Omit every picture and output the rest of the records exactly as they are.

Records provided »
☆ ☆ ☆ ☆

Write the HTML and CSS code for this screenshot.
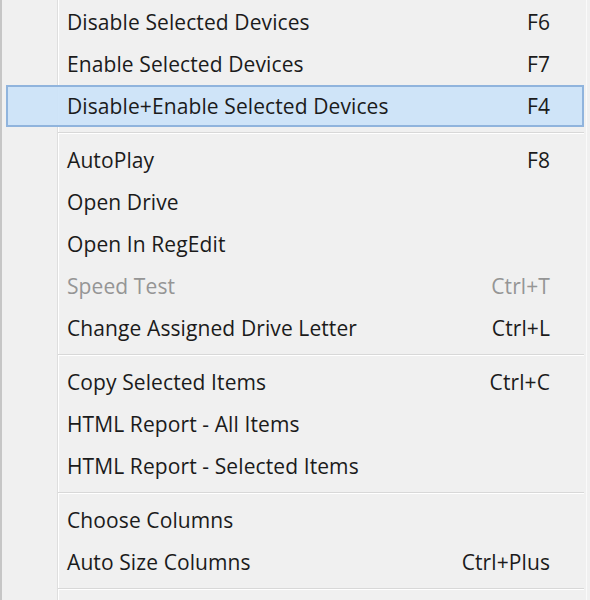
FILE: index.html
```html
<!DOCTYPE html>
<html lang="en">
  <head>
    <meta charset="UTF-8" />
    <title>Device Menu</title>
    <link rel="stylesheet" href="styles.css">
  </head>
  <body>
    <div class="menu">
      <div class="item"><span class="label">Disable Selected Devices</span><span class="key">F6</span></div>
      <div class="item"><span class="label">Enable Selected Devices</span><span class="key">F7</span></div>
      <div class="item active"><span class="label">Disable+Enable Selected Devices</span><span class="key">F4</span></div>
      <div class="sep"></div>
      <div class="item"><span class="label">AutoPlay</span><span class="key">F8</span></div>
      <div class="item"><span class="label">Open Drive</span></div>
      <div class="item"><span class="label">Open In RegEdit</span></div>
      <div class="item disabled"><span class="label">Speed Test</span><span class="key">Ctrl+T</span></div>
      <div class="item"><span class="label">Change Assigned Drive Letter</span><span class="key">Ctrl+L</span></div>
      <div class="sep"></div>
      <div class="item"><span class="label">Copy Selected Items</span><span class="key">Ctrl+C</span></div>
      <div class="item"><span class="label">HTML Report - All Items</span></div>
      <div class="item"><span class="label">HTML Report - Selected Items</span></div>
      <div class="sep"></div>
      <div class="item"><span class="label">Choose Columns</span></div>
      <div class="item"><span class="label">Auto Size Columns</span><span class="key">Ctrl+Plus</span></div>
      <div class="sep"></div>
    </div>
  </body>
</html>
```

FILE: styles.css
```css
* {
  box-sizing: border-box;
}

body {
  margin: 0;
  background: #f0f0f0;
  font-family: "Open Sans", "Noto Sans", sans-serif;
  font-size: 21px;
  letter-spacing: 0.1px;
  color: #1b1b1b;
}

.menu {
  width: 587px;
  height: 600px;
  padding-top: 1px;
  border-left: 2px solid #c6c6c6;
  border-right: 1px solid #fafafa;
  background: linear-gradient(
    to right,
    transparent 55px,
    #dedede 55px,
    #dedede 56px,
    #ffffff 56px,
    #ffffff 57px,
    transparent 57px
  );
}

.item {
  display: flex;
  align-items: center;
  justify-content: space-between;
  height: 42px;
  margin: 0 2px 0 4px;
  padding: 0 32px 0 59px;
  border: 2px solid transparent;
  white-space: nowrap;
}

.item.active {
  background: rgba(204, 227, 248, 0.92);
  border-color: #90b4dd;
}

.item.disabled {
  color: #959595;
}

.sep {
  margin: 5px 2px 5px 56px;
  border-top: 1px solid #d8d8d8;
  border-bottom: 1px solid #ffffff;
}
```
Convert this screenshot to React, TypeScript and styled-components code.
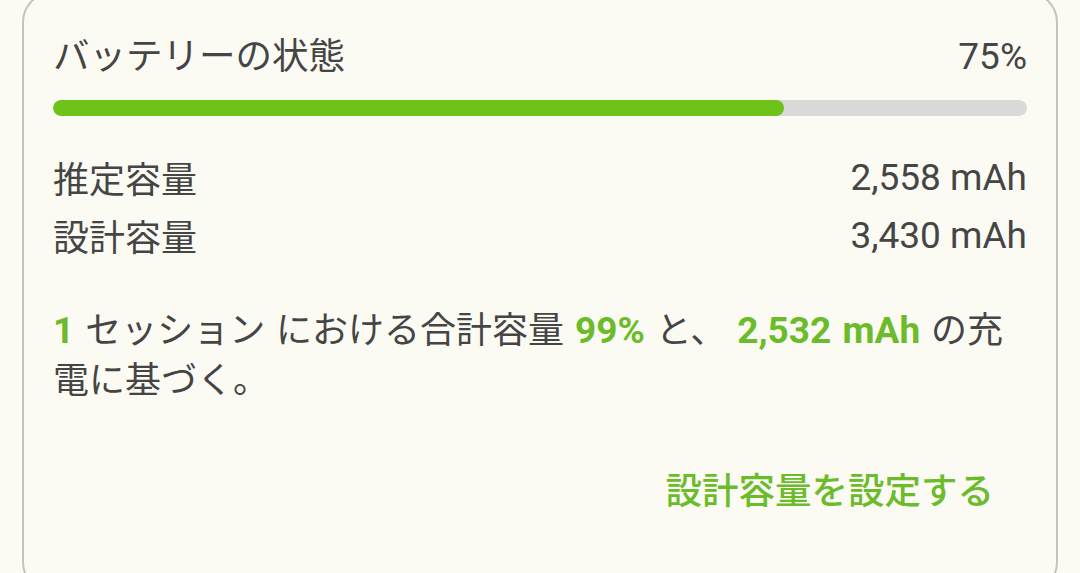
import styled, { createGlobalStyle } from "styled-components";

const GlobalStyle = createGlobalStyle`
  html, body {
    margin: 0;
    padding: 0;
    background: #fbfbf4;
    height: 573px;
    overflow: hidden;
  }
  body {
    font-family: Roboto, "Noto Sans CJK JP", sans-serif;
    color: #454545;
  }
`;

const Card = styled.section`
  box-sizing: border-box;
  margin: -8px 0 0 22px;
  width: 1036px;
  height: 600px;
  border: 2px solid #c4c4bc;
  border-radius: 30px;
  padding: 41px 29px 0 29px;
  display: flex;
  flex-direction: column;
`;

const Header = styled.div`
  display: flex;
  justify-content: space-between;
  align-items: center;
  font-size: 37px;
  line-height: 44px;
`;

const Title = styled.span`
  font-size: 36.5px;
`;

const Track = styled.div`
  margin-top: 21px;
  height: 16px;
  border-radius: 8px;
  background: #d9d9d7;
  overflow: hidden;
`;

const Fill = styled.div`
  height: 100%;
  border-radius: 8px;
  background: #6fc21a;
`;

const Rows = styled.div`
  margin-top: 32px;
  display: flex;
  flex-direction: column;
`;

const Row = styled.div`
  display: flex;
  justify-content: space-between;
  align-items: center;
  height: 58px;
  font-size: 36px;
`;

const Value = styled.span`
  font-size: 37px;
`;

const Summary = styled.p`
  margin: 42px 0 0 0;
  padding-right: 15px;
  font-size: 36px;
  line-height: 50px;
  word-spacing: 2px;
`;

const Em = styled.strong`
  color: #6cbb2b;
  font-weight: 700;
  font-size: 37px;
`;

const Actions = styled.div`
  margin-top: 61px;
  display: flex;
  justify-content: flex-end;
`;

const LinkButton = styled.button`
  border: none;
  background: none;
  padding: 0;
  margin-right: 33px;
  font-family: inherit;
  font-size: 36.5px;
  line-height: 50px;
  font-weight: 500;
  color: #6cbb2b;
  cursor: pointer;
`;

export default function App() {
  const percent = 75;

  return (
    <>
      <GlobalStyle />
      <Card>
        <Header>
          <Title>バッテリーの状態</Title>
          <span>{percent}%</span>
        </Header>
        <Track>
          <Fill style={{ width: `${percent}%` }} />
        </Track>
        <Rows>
          <Row>
            <span>推定容量</span>
            <Value>2,558 mAh</Value>
          </Row>
          <Row>
            <span>設計容量</span>
            <Value>3,430 mAh</Value>
          </Row>
        </Rows>
        <Summary>
          <Em>1</Em> セッション における合計容量 <Em>99%</Em> と、 <Em>2,532 mAh</Em>{" "}
          の充電に基づく。
        </Summary>
        <Actions>
          <LinkButton>設計容量を設定する</LinkButton>
        </Actions>
      </Card>
    </>
  );
}
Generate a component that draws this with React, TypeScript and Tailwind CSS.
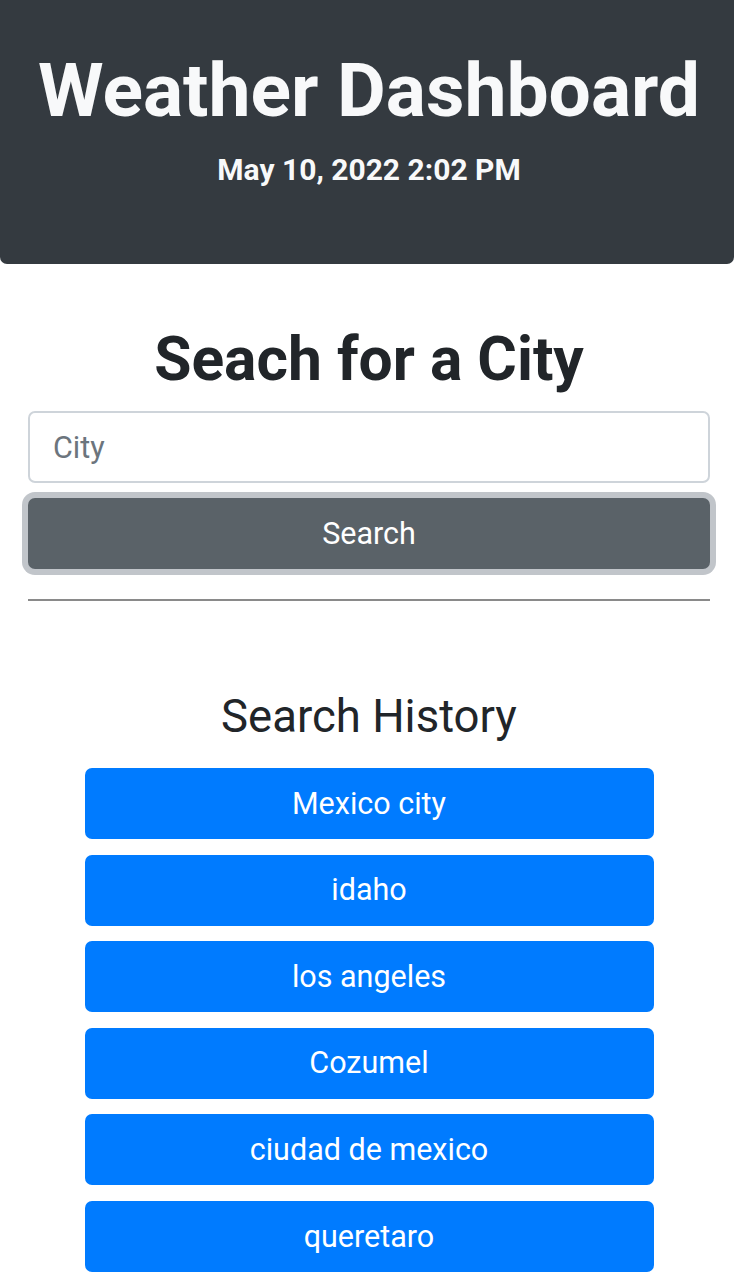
import React from "react";

const history = [
  "Mexico city",
  "idaho",
  "los angeles",
  "Cozumel",
  "ciudad de mexico",
  "queretaro",
];

export default function App() {
  return (
    <div className="min-h-screen bg-white font-['Roboto',sans-serif] text-[#212529]">
      {/* Header */}
      <header className="bg-[#343a40] rounded-b-[7px] h-[264px]">
        <div className="pl-[4px] pt-[46px] flex flex-col items-center">
          <h1 className="text-[#f8f9fa] font-bold text-[75px] leading-[88px]">
            Weather Dashboard
          </h1>
          <p className="text-[#f8f9fa] font-bold text-[30px] leading-[36px] mt-[18px]">
            May 10, 2022 2:02 PM
          </p>
        </div>
      </header>

      <div className="pl-[4px]">
        {/* Search */}
        <section className="px-[24px] pt-[60px]">
          <h2 className="text-center font-bold text-[60.5px] leading-[72px]">
            Seach for a City
          </h2>
          <input
            type="text"
            placeholder="City"
            className="mt-[15px] w-full h-[72px] border-2 border-[#ced4da] rounded-[7px] px-[23px] text-[30.5px] placeholder:text-[#6c757d] outline-none"
          />
          <button className="mt-[15px] w-full h-[71px] bg-[#5a6268] text-white text-[30.5px] rounded-[7px] ring-[6px] ring-[#c1c5ca]">
            Search
          </button>
          <hr className="mt-[30px] border-t-2 border-[#8a8a8a]" />
        </section>

        {/* History */}
        <section className="pt-[89px] flex flex-col items-center">
          <h3 className="text-[45.5px] leading-[54px] mb-[24px]">Search History</h3>
          <div className="w-[569px] flex flex-col gap-[15.6px] pb-[16px]">
            {history.map((city) => (
              <button
                key={city}
                className="h-[71px] w-full bg-[#007bff] text-white text-[30.5px] rounded-[7px]"
              >
                {city}
              </button>
            ))}
          </div>
        </section>
      </div>
    </div>
  );
}
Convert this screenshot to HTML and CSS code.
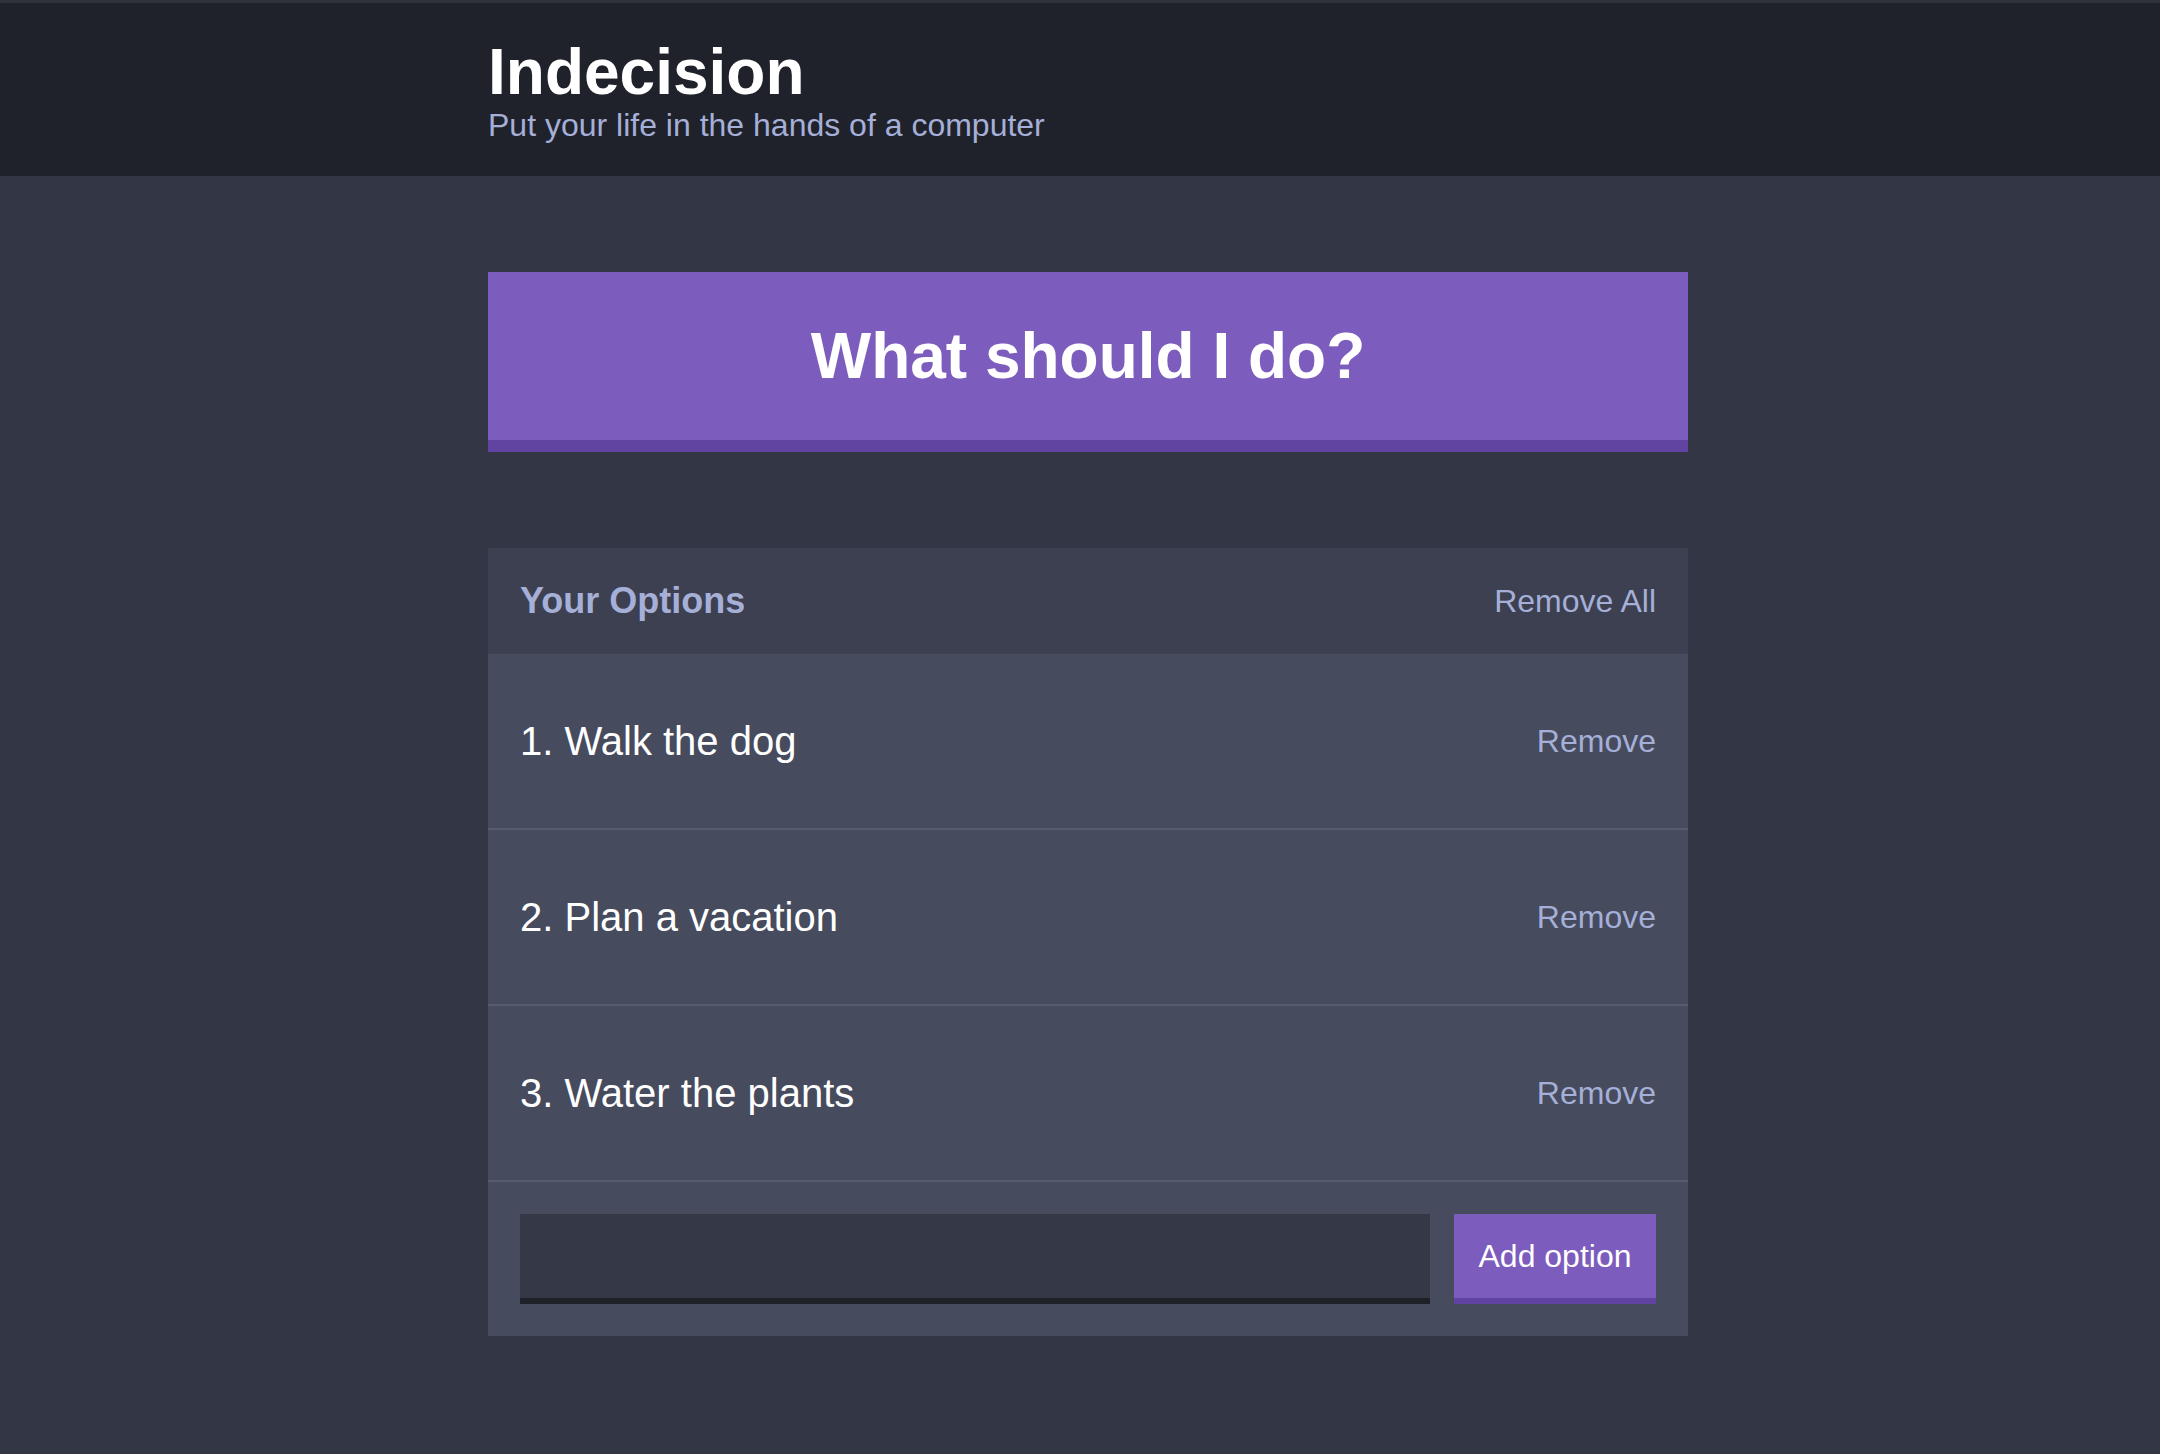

☆ ☆ ☆ ☆

Answer below »
Write the HTML and CSS code for this screenshot.
FILE: index.html
```html
<!DOCTYPE html>
<html lang="en">
  <head>
    <meta charset="UTF-8" />
    <title>Device Menu</title>
    <link rel="stylesheet" href="styles.css">
  </head>
  <body>
    <div class="menu">
      <div class="item"><span class="label">Disable Selected Devices</span><span class="key">F6</span></div>
      <div class="item"><span class="label">Enable Selected Devices</span><span class="key">F7</span></div>
      <div class="item active"><span class="label">Disable+Enable Selected Devices</span><span class="key">F4</span></div>
      <div class="sep"></div>
      <div class="item"><span class="label">AutoPlay</span><span class="key">F8</span></div>
      <div class="item"><span class="label">Open Drive</span></div>
      <div class="item"><span class="label">Open In RegEdit</span></div>
      <div class="item disabled"><span class="label">Speed Test</span><span class="key">Ctrl+T</span></div>
      <div class="item"><span class="label">Change Assigned Drive Letter</span><span class="key">Ctrl+L</span></div>
      <div class="sep"></div>
      <div class="item"><span class="label">Copy Selected Items</span><span class="key">Ctrl+C</span></div>
      <div class="item"><span class="label">HTML Report - All Items</span></div>
      <div class="item"><span class="label">HTML Report - Selected Items</span></div>
      <div class="sep"></div>
      <div class="item"><span class="label">Choose Columns</span></div>
      <div class="item"><span class="label">Auto Size Columns</span><span class="key">Ctrl+Plus</span></div>
      <div class="sep"></div>
    </div>
  </body>
</html>
```

FILE: styles.css
```css
* {
  box-sizing: border-box;
}

body {
  margin: 0;
  background: #f0f0f0;
  font-family: "Open Sans", "Noto Sans", sans-serif;
  font-size: 21px;
  letter-spacing: 0.1px;
  color: #1b1b1b;
}

.menu {
  width: 587px;
  height: 600px;
  padding-top: 1px;
  border-left: 2px solid #c6c6c6;
  border-right: 1px solid #fafafa;
  background: linear-gradient(
    to right,
    transparent 55px,
    #dedede 55px,
    #dedede 56px,
    #ffffff 56px,
    #ffffff 57px,
    transparent 57px
  );
}

.item {
  display: flex;
  align-items: center;
  justify-content: space-between;
  height: 42px;
  margin: 0 2px 0 4px;
  padding: 0 32px 0 59px;
  border: 2px solid transparent;
  white-space: nowrap;
}

.item.active {
  background: rgba(204, 227, 248, 0.92);
  border-color: #90b4dd;
}

.item.disabled {
  color: #959595;
}

.sep {
  margin: 5px 2px 5px 56px;
  border-top: 1px solid #d8d8d8;
  border-bottom: 1px solid #ffffff;
}
```
Convert this screenshot to React, TypeScript and styled-components code.
import styled, { createGlobalStyle } from "styled-components";

const GlobalStyle = createGlobalStyle`
  html, body {
    margin: 0;
    padding: 0;
    background: #fbfbf4;
    height: 573px;
    overflow: hidden;
  }
  body {
    font-family: Roboto, "Noto Sans CJK JP", sans-serif;
    color: #454545;
  }
`;

const Card = styled.section`
  box-sizing: border-box;
  margin: -8px 0 0 22px;
  width: 1036px;
  height: 600px;
  border: 2px solid #c4c4bc;
  border-radius: 30px;
  padding: 41px 29px 0 29px;
  display: flex;
  flex-direction: column;
`;

const Header = styled.div`
  display: flex;
  justify-content: space-between;
  align-items: center;
  font-size: 37px;
  line-height: 44px;
`;

const Title = styled.span`
  font-size: 36.5px;
`;

const Track = styled.div`
  margin-top: 21px;
  height: 16px;
  border-radius: 8px;
  background: #d9d9d7;
  overflow: hidden;
`;

const Fill = styled.div`
  height: 100%;
  border-radius: 8px;
  background: #6fc21a;
`;

const Rows = styled.div`
  margin-top: 32px;
  display: flex;
  flex-direction: column;
`;

const Row = styled.div`
  display: flex;
  justify-content: space-between;
  align-items: center;
  height: 58px;
  font-size: 36px;
`;

const Value = styled.span`
  font-size: 37px;
`;

const Summary = styled.p`
  margin: 42px 0 0 0;
  padding-right: 15px;
  font-size: 36px;
  line-height: 50px;
  word-spacing: 2px;
`;

const Em = styled.strong`
  color: #6cbb2b;
  font-weight: 700;
  font-size: 37px;
`;

const Actions = styled.div`
  margin-top: 61px;
  display: flex;
  justify-content: flex-end;
`;

const LinkButton = styled.button`
  border: none;
  background: none;
  padding: 0;
  margin-right: 33px;
  font-family: inherit;
  font-size: 36.5px;
  line-height: 50px;
  font-weight: 500;
  color: #6cbb2b;
  cursor: pointer;
`;

export default function App() {
  const percent = 75;

  return (
    <>
      <GlobalStyle />
      <Card>
        <Header>
          <Title>バッテリーの状態</Title>
          <span>{percent}%</span>
        </Header>
        <Track>
          <Fill style={{ width: `${percent}%` }} />
        </Track>
        <Rows>
          <Row>
            <span>推定容量</span>
            <Value>2,558 mAh</Value>
          </Row>
          <Row>
            <span>設計容量</span>
            <Value>3,430 mAh</Value>
          </Row>
        </Rows>
        <Summary>
          <Em>1</Em> セッション における合計容量 <Em>99%</Em> と、 <Em>2,532 mAh</Em>{" "}
          の充電に基づく。
        </Summary>
        <Actions>
          <LinkButton>設計容量を設定する</LinkButton>
        </Actions>
      </Card>
    </>
  );
}
Generate a component that draws this with React, TypeScript and Tailwind CSS.
import React from "react";

const history = [
  "Mexico city",
  "idaho",
  "los angeles",
  "Cozumel",
  "ciudad de mexico",
  "queretaro",
];

export default function App() {
  return (
    <div className="min-h-screen bg-white font-['Roboto',sans-serif] text-[#212529]">
      {/* Header */}
      <header className="bg-[#343a40] rounded-b-[7px] h-[264px]">
        <div className="pl-[4px] pt-[46px] flex flex-col items-center">
          <h1 className="text-[#f8f9fa] font-bold text-[75px] leading-[88px]">
            Weather Dashboard
          </h1>
          <p className="text-[#f8f9fa] font-bold text-[30px] leading-[36px] mt-[18px]">
            May 10, 2022 2:02 PM
          </p>
        </div>
      </header>

      <div className="pl-[4px]">
        {/* Search */}
        <section className="px-[24px] pt-[60px]">
          <h2 className="text-center font-bold text-[60.5px] leading-[72px]">
            Seach for a City
          </h2>
          <input
            type="text"
            placeholder="City"
            className="mt-[15px] w-full h-[72px] border-2 border-[#ced4da] rounded-[7px] px-[23px] text-[30.5px] placeholder:text-[#6c757d] outline-none"
          />
          <button className="mt-[15px] w-full h-[71px] bg-[#5a6268] text-white text-[30.5px] rounded-[7px] ring-[6px] ring-[#c1c5ca]">
            Search
          </button>
          <hr className="mt-[30px] border-t-2 border-[#8a8a8a]" />
        </section>

        {/* History */}
        <section className="pt-[89px] flex flex-col items-center">
          <h3 className="text-[45.5px] leading-[54px] mb-[24px]">Search History</h3>
          <div className="w-[569px] flex flex-col gap-[15.6px] pb-[16px]">
            {history.map((city) => (
              <button
                key={city}
                className="h-[71px] w-full bg-[#007bff] text-white text-[30.5px] rounded-[7px]"
              >
                {city}
              </button>
            ))}
          </div>
        </section>
      </div>
    </div>
  );
}
Convert this screenshot to HTML and CSS code.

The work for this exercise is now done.